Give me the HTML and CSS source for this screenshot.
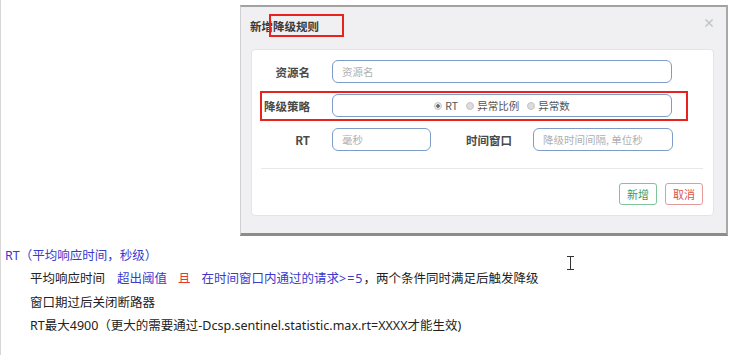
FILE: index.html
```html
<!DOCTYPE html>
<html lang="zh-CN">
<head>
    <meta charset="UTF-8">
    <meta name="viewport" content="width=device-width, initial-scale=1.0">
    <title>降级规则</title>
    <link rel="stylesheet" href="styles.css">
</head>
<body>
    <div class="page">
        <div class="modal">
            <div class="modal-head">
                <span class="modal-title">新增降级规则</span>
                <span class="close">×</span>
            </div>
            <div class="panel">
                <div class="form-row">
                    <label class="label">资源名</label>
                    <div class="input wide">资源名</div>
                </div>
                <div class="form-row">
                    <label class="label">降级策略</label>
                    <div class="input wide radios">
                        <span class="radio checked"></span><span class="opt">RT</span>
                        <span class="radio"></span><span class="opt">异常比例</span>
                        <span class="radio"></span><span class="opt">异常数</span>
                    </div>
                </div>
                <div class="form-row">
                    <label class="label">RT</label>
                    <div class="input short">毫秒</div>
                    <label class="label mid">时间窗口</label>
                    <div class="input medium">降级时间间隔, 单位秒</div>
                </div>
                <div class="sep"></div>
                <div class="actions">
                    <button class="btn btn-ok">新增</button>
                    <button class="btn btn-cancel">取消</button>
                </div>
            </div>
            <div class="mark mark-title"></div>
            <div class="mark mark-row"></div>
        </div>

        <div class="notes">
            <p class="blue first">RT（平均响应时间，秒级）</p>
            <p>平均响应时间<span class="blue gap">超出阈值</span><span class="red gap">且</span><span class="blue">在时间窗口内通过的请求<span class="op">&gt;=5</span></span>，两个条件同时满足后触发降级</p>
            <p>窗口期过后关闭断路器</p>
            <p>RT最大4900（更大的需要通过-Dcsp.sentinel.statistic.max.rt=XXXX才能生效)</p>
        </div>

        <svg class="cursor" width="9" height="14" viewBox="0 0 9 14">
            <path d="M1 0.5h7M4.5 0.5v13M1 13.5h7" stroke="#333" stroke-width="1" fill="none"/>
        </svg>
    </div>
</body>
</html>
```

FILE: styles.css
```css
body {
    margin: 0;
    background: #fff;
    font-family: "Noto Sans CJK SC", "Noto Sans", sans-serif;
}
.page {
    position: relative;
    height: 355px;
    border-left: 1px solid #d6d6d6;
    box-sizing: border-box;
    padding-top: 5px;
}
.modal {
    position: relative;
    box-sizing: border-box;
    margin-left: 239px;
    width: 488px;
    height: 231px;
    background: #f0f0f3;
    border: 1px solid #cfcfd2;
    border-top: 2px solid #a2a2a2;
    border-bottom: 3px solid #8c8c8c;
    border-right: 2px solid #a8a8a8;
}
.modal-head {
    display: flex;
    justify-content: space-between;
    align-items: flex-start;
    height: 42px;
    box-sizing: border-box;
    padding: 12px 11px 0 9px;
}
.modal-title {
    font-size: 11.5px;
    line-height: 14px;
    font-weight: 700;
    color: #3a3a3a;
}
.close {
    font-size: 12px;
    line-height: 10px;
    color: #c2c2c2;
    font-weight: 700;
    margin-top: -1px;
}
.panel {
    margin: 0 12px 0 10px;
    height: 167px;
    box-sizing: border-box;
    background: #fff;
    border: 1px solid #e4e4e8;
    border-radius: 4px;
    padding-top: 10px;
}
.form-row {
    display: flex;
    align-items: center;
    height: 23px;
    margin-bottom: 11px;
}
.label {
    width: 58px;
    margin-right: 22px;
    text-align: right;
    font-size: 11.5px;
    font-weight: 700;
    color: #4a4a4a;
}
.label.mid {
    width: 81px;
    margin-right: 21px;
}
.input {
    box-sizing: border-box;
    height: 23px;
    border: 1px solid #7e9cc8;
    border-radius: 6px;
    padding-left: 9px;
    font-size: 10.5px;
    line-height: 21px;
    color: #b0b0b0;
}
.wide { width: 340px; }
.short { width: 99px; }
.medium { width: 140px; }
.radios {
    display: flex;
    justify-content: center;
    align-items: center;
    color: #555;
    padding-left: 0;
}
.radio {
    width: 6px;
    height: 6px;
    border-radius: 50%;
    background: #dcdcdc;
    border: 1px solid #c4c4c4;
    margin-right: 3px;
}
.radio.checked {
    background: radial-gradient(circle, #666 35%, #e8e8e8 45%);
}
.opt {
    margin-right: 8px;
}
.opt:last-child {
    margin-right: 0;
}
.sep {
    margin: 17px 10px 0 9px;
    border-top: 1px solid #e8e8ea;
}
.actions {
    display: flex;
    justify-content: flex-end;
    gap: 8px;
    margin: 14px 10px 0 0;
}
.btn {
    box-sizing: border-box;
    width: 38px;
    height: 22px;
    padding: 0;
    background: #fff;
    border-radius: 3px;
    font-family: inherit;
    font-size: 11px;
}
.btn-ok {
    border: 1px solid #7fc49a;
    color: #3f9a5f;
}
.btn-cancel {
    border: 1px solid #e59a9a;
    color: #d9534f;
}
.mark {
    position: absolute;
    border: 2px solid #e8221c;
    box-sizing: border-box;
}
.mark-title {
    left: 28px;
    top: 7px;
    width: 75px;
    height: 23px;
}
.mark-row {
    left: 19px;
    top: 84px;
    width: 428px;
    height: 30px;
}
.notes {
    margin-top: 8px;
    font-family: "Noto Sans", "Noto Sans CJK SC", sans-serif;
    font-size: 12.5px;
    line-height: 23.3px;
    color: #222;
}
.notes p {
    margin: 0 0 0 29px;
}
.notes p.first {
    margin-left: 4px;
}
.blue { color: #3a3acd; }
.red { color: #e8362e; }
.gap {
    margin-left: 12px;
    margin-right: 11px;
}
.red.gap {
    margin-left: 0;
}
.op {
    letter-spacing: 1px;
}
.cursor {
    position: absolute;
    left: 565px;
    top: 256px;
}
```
******
Give back every line exactly as it stands, pictures excluded.

Result of the exercise:
Give me the HTML and CSS source for this screenshot.
FILE: index.html
```html
<!DOCTYPE html>
<html lang="zh-CN">
<head>
    <meta charset="UTF-8">
    <meta name="viewport" content="width=device-width, initial-scale=1.0">
    <title>降级规则</title>
    <link rel="stylesheet" href="styles.css">
</head>
<body>
    <div class="page">
        <div class="modal">
            <div class="modal-head">
                <span class="modal-title">新增降级规则</span>
                <span class="close">×</span>
            </div>
            <div class="panel">
                <div class="form-row">
                    <label class="label">资源名</label>
                    <div class="input wide">资源名</div>
                </div>
                <div class="form-row">
                    <label class="label">降级策略</label>
                    <div class="input wide radios">
                        <span class="radio checked"></span><span class="opt">RT</span>
                        <span class="radio"></span><span class="opt">异常比例</span>
                        <span class="radio"></span><span class="opt">异常数</span>
                    </div>
                </div>
                <div class="form-row">
                    <label class="label">RT</label>
                    <div class="input short">毫秒</div>
                    <label class="label mid">时间窗口</label>
                    <div class="input medium">降级时间间隔, 单位秒</div>
                </div>
                <div class="sep"></div>
                <div class="actions">
                    <button class="btn btn-ok">新增</button>
                    <button class="btn btn-cancel">取消</button>
                </div>
            </div>
            <div class="mark mark-title"></div>
            <div class="mark mark-row"></div>
        </div>

        <div class="notes">
            <p class="blue first">RT（平均响应时间，秒级）</p>
            <p>平均响应时间<span class="blue gap">超出阈值</span><span class="red gap">且</span><span class="blue">在时间窗口内通过的请求<span class="op">&gt;=5</span></span>，两个条件同时满足后触发降级</p>
            <p>窗口期过后关闭断路器</p>
            <p>RT最大4900（更大的需要通过-Dcsp.sentinel.statistic.max.rt=XXXX才能生效)</p>
        </div>

        <svg class="cursor" width="9" height="14" viewBox="0 0 9 14">
            <path d="M1 0.5h7M4.5 0.5v13M1 13.5h7" stroke="#333" stroke-width="1" fill="none"/>
        </svg>
    </div>
</body>
</html>
```

FILE: styles.css
```css
body {
    margin: 0;
    background: #fff;
    font-family: "Noto Sans CJK SC", "Noto Sans", sans-serif;
}
.page {
    position: relative;
    height: 355px;
    border-left: 1px solid #d6d6d6;
    box-sizing: border-box;
    padding-top: 5px;
}
.modal {
    position: relative;
    box-sizing: border-box;
    margin-left: 239px;
    width: 488px;
    height: 231px;
    background: #f0f0f3;
    border: 1px solid #cfcfd2;
    border-top: 2px solid #a2a2a2;
    border-bottom: 3px solid #8c8c8c;
    border-right: 2px solid #a8a8a8;
}
.modal-head {
    display: flex;
    justify-content: space-between;
    align-items: flex-start;
    height: 42px;
    box-sizing: border-box;
    padding: 12px 11px 0 9px;
}
.modal-title {
    font-size: 11.5px;
    line-height: 14px;
    font-weight: 700;
    color: #3a3a3a;
}
.close {
    font-size: 12px;
    line-height: 10px;
    color: #c2c2c2;
    font-weight: 700;
    margin-top: -1px;
}
.panel {
    margin: 0 12px 0 10px;
    height: 167px;
    box-sizing: border-box;
    background: #fff;
    border: 1px solid #e4e4e8;
    border-radius: 4px;
    padding-top: 10px;
}
.form-row {
    display: flex;
    align-items: center;
    height: 23px;
    margin-bottom: 11px;
}
.label {
    width: 58px;
    margin-right: 22px;
    text-align: right;
    font-size: 11.5px;
    font-weight: 700;
    color: #4a4a4a;
}
.label.mid {
    width: 81px;
    margin-right: 21px;
}
.input {
    box-sizing: border-box;
    height: 23px;
    border: 1px solid #7e9cc8;
    border-radius: 6px;
    padding-left: 9px;
    font-size: 10.5px;
    line-height: 21px;
    color: #b0b0b0;
}
.wide { width: 340px; }
.short { width: 99px; }
.medium { width: 140px; }
.radios {
    display: flex;
    justify-content: center;
    align-items: center;
    color: #555;
    padding-left: 0;
}
.radio {
    width: 6px;
    height: 6px;
    border-radius: 50%;
    background: #dcdcdc;
    border: 1px solid #c4c4c4;
    margin-right: 3px;
}
.radio.checked {
    background: radial-gradient(circle, #666 35%, #e8e8e8 45%);
}
.opt {
    margin-right: 8px;
}
.opt:last-child {
    margin-right: 0;
}
.sep {
    margin: 17px 10px 0 9px;
    border-top: 1px solid #e8e8ea;
}
.actions {
    display: flex;
    justify-content: flex-end;
    gap: 8px;
    margin: 14px 10px 0 0;
}
.btn {
    box-sizing: border-box;
    width: 38px;
    height: 22px;
    padding: 0;
    background: #fff;
    border-radius: 3px;
    font-family: inherit;
    font-size: 11px;
}
.btn-ok {
    border: 1px solid #7fc49a;
    color: #3f9a5f;
}
.btn-cancel {
    border: 1px solid #e59a9a;
    color: #d9534f;
}
.mark {
    position: absolute;
    border: 2px solid #e8221c;
    box-sizing: border-box;
}
.mark-title {
    left: 28px;
    top: 7px;
    width: 75px;
    height: 23px;
}
.mark-row {
    left: 19px;
    top: 84px;
    width: 428px;
    height: 30px;
}
.notes {
    margin-top: 8px;
    font-family: "Noto Sans", "Noto Sans CJK SC", sans-serif;
    font-size: 12.5px;
    line-height: 23.3px;
    color: #222;
}
.notes p {
    margin: 0 0 0 29px;
}
.notes p.first {
    margin-left: 4px;
}
.blue { color: #3a3acd; }
.red { color: #e8362e; }
.gap {
    margin-left: 12px;
    margin-right: 11px;
}
.red.gap {
    margin-left: 0;
}
.op {
    letter-spacing: 1px;
}
.cursor {
    position: absolute;
    left: 565px;
    top: 256px;
}
```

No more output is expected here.